- _TO DO_
Copy the listing verbatim, excluding any images found in it.

'''

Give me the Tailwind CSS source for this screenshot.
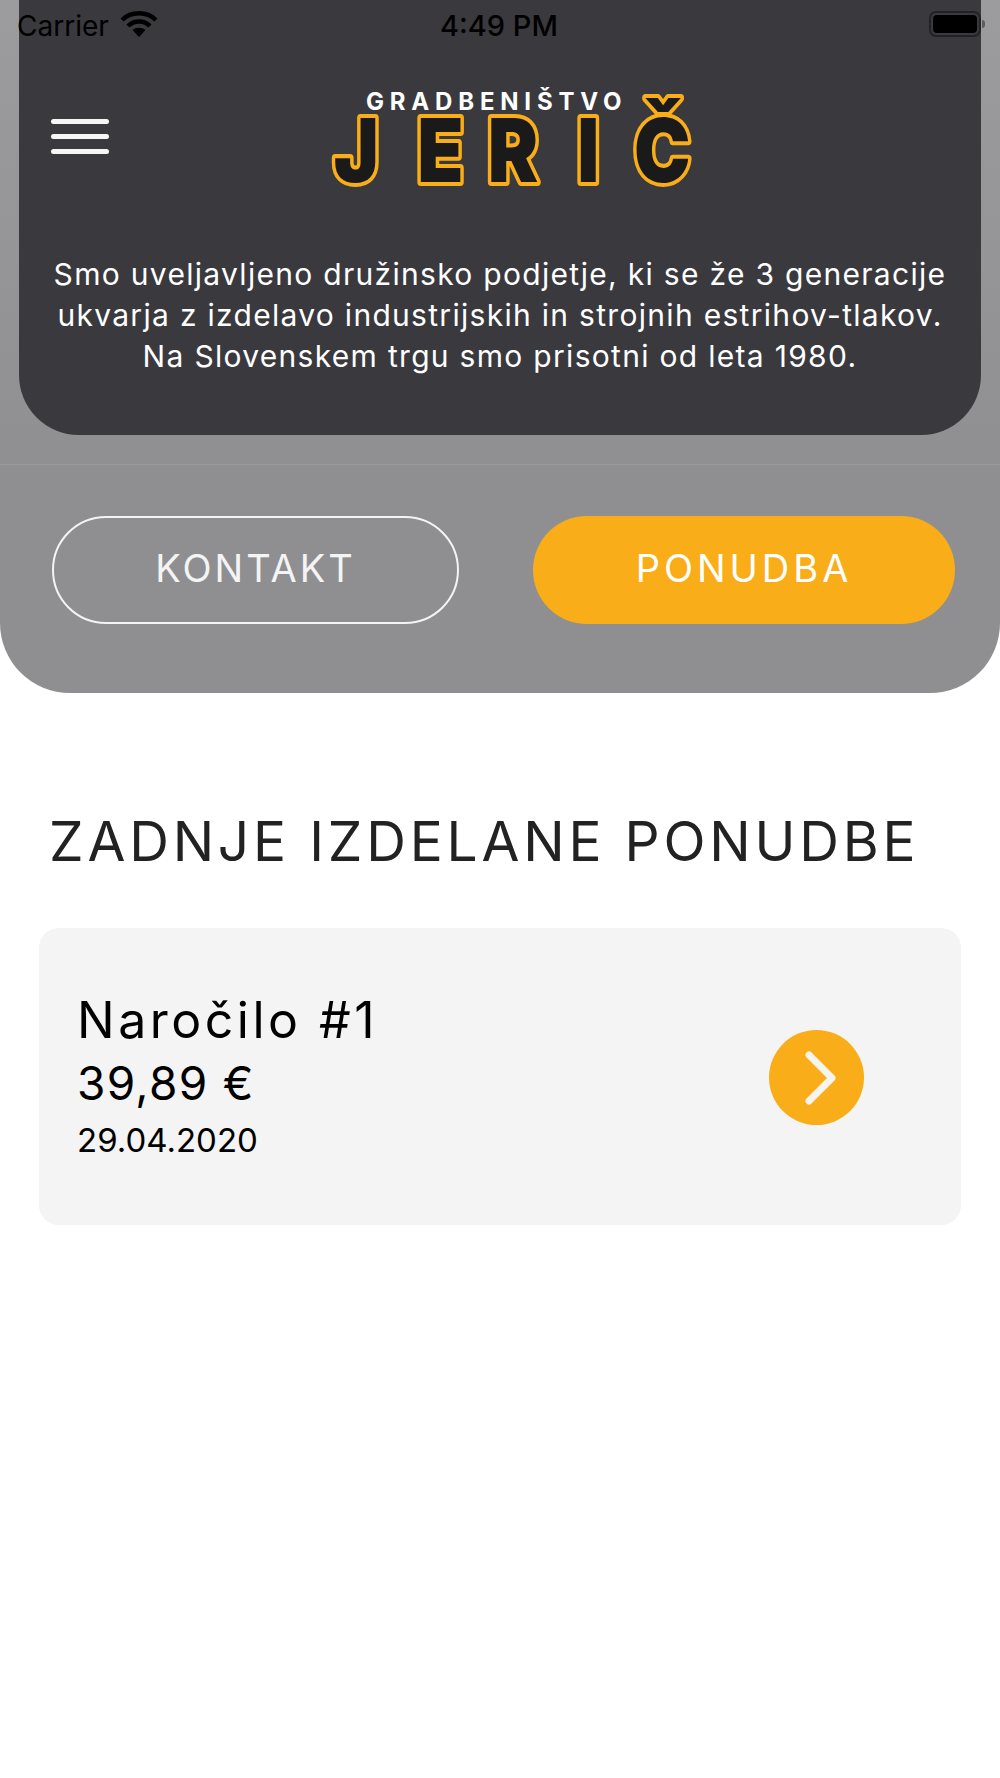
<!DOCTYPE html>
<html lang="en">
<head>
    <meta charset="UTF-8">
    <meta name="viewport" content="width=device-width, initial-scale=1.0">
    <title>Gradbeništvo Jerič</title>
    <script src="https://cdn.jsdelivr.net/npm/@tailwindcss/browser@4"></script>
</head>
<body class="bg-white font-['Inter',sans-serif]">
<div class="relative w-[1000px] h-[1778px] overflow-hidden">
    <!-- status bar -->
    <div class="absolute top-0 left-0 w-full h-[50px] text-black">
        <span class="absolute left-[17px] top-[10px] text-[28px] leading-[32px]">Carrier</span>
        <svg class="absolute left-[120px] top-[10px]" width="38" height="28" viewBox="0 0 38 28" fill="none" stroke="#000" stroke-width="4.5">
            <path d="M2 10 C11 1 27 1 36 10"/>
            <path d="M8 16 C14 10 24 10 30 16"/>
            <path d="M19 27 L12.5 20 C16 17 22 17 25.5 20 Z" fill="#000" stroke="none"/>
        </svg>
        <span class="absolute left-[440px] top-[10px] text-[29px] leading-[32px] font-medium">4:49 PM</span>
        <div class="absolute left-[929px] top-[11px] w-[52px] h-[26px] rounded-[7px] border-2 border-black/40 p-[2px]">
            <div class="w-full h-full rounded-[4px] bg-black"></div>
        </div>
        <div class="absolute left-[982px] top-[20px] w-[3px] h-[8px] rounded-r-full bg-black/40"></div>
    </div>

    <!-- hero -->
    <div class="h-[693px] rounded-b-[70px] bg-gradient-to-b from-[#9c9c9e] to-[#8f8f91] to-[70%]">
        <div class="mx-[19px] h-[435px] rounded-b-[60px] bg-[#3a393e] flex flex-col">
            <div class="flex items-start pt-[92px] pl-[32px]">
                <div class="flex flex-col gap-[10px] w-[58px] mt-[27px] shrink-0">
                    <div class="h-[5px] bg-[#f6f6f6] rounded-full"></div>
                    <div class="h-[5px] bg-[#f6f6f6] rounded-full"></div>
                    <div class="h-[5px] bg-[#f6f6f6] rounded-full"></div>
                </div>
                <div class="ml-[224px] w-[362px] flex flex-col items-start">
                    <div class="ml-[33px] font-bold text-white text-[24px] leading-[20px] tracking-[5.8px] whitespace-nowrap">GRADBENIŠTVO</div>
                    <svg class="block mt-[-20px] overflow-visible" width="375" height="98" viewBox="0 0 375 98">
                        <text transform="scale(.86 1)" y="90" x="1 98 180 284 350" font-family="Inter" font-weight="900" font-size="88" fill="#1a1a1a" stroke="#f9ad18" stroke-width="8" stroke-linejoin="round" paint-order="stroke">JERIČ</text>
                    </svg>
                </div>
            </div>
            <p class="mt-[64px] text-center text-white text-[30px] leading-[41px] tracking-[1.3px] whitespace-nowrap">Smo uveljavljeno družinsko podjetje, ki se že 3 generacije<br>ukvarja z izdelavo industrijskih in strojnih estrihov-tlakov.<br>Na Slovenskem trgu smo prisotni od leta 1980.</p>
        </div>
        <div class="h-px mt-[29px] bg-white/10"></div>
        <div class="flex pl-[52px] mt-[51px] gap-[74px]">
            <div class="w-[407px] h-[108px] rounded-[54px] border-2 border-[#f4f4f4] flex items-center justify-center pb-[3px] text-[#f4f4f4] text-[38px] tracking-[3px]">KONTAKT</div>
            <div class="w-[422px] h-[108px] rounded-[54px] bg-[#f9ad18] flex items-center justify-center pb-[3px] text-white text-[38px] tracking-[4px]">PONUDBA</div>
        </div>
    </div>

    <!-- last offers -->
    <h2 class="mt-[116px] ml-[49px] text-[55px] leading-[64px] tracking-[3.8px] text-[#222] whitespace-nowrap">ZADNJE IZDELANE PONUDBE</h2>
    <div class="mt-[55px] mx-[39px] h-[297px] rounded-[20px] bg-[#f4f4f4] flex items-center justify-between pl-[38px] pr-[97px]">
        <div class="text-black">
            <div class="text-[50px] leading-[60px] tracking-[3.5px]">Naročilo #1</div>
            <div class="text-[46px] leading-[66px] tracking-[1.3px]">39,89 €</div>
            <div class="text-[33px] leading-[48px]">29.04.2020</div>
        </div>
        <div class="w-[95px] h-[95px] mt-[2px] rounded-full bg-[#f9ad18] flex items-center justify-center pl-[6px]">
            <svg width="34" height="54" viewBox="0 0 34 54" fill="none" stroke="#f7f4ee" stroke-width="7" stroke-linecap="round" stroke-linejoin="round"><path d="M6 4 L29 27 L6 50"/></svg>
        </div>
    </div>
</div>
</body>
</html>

'''

- _SOLVED EXERCISE_
Give me the Tailwind CSS source for this screenshot.
<!DOCTYPE html>
<html lang="en">
<head>
    <meta charset="UTF-8">
    <meta name="viewport" content="width=device-width, initial-scale=1.0">
    <title>Gradbeništvo Jerič</title>
    <script src="https://cdn.jsdelivr.net/npm/@tailwindcss/browser@4"></script>
</head>
<body class="bg-white font-['Inter',sans-serif]">
<div class="relative w-[1000px] h-[1778px] overflow-hidden">
    <!-- status bar -->
    <div class="absolute top-0 left-0 w-full h-[50px] text-black">
        <span class="absolute left-[17px] top-[10px] text-[28px] leading-[32px]">Carrier</span>
        <svg class="absolute left-[120px] top-[10px]" width="38" height="28" viewBox="0 0 38 28" fill="none" stroke="#000" stroke-width="4.5">
            <path d="M2 10 C11 1 27 1 36 10"/>
            <path d="M8 16 C14 10 24 10 30 16"/>
            <path d="M19 27 L12.5 20 C16 17 22 17 25.5 20 Z" fill="#000" stroke="none"/>
        </svg>
        <span class="absolute left-[440px] top-[10px] text-[29px] leading-[32px] font-medium">4:49 PM</span>
        <div class="absolute left-[929px] top-[11px] w-[52px] h-[26px] rounded-[7px] border-2 border-black/40 p-[2px]">
            <div class="w-full h-full rounded-[4px] bg-black"></div>
        </div>
        <div class="absolute left-[982px] top-[20px] w-[3px] h-[8px] rounded-r-full bg-black/40"></div>
    </div>

    <!-- hero -->
    <div class="h-[693px] rounded-b-[70px] bg-gradient-to-b from-[#9c9c9e] to-[#8f8f91] to-[70%]">
        <div class="mx-[19px] h-[435px] rounded-b-[60px] bg-[#3a393e] flex flex-col">
            <div class="flex items-start pt-[92px] pl-[32px]">
                <div class="flex flex-col gap-[10px] w-[58px] mt-[27px] shrink-0">
                    <div class="h-[5px] bg-[#f6f6f6] rounded-full"></div>
                    <div class="h-[5px] bg-[#f6f6f6] rounded-full"></div>
                    <div class="h-[5px] bg-[#f6f6f6] rounded-full"></div>
                </div>
                <div class="ml-[224px] w-[362px] flex flex-col items-start">
                    <div class="ml-[33px] font-bold text-white text-[24px] leading-[20px] tracking-[5.8px] whitespace-nowrap">GRADBENIŠTVO</div>
                    <svg class="block mt-[-20px] overflow-visible" width="375" height="98" viewBox="0 0 375 98">
                        <text transform="scale(.86 1)" y="90" x="1 98 180 284 350" font-family="Inter" font-weight="900" font-size="88" fill="#1a1a1a" stroke="#f9ad18" stroke-width="8" stroke-linejoin="round" paint-order="stroke">JERIČ</text>
                    </svg>
                </div>
            </div>
            <p class="mt-[64px] text-center text-white text-[30px] leading-[41px] tracking-[1.3px] whitespace-nowrap">Smo uveljavljeno družinsko podjetje, ki se že 3 generacije<br>ukvarja z izdelavo industrijskih in strojnih estrihov-tlakov.<br>Na Slovenskem trgu smo prisotni od leta 1980.</p>
        </div>
        <div class="h-px mt-[29px] bg-white/10"></div>
        <div class="flex pl-[52px] mt-[51px] gap-[74px]">
            <div class="w-[407px] h-[108px] rounded-[54px] border-2 border-[#f4f4f4] flex items-center justify-center pb-[3px] text-[#f4f4f4] text-[38px] tracking-[3px]">KONTAKT</div>
            <div class="w-[422px] h-[108px] rounded-[54px] bg-[#f9ad18] flex items-center justify-center pb-[3px] text-white text-[38px] tracking-[4px]">PONUDBA</div>
        </div>
    </div>

    <!-- last offers -->
    <h2 class="mt-[116px] ml-[49px] text-[55px] leading-[64px] tracking-[3.8px] text-[#222] whitespace-nowrap">ZADNJE IZDELANE PONUDBE</h2>
    <div class="mt-[55px] mx-[39px] h-[297px] rounded-[20px] bg-[#f4f4f4] flex items-center justify-between pl-[38px] pr-[97px]">
        <div class="text-black">
            <div class="text-[50px] leading-[60px] tracking-[3.5px]">Naročilo #1</div>
            <div class="text-[46px] leading-[66px] tracking-[1.3px]">39,89 €</div>
            <div class="text-[33px] leading-[48px]">29.04.2020</div>
        </div>
        <div class="w-[95px] h-[95px] mt-[2px] rounded-full bg-[#f9ad18] flex items-center justify-center pl-[6px]">
            <svg width="34" height="54" viewBox="0 0 34 54" fill="none" stroke="#f7f4ee" stroke-width="7" stroke-linecap="round" stroke-linejoin="round"><path d="M6 4 L29 27 L6 50"/></svg>
        </div>
    </div>
</div>
</body>
</html>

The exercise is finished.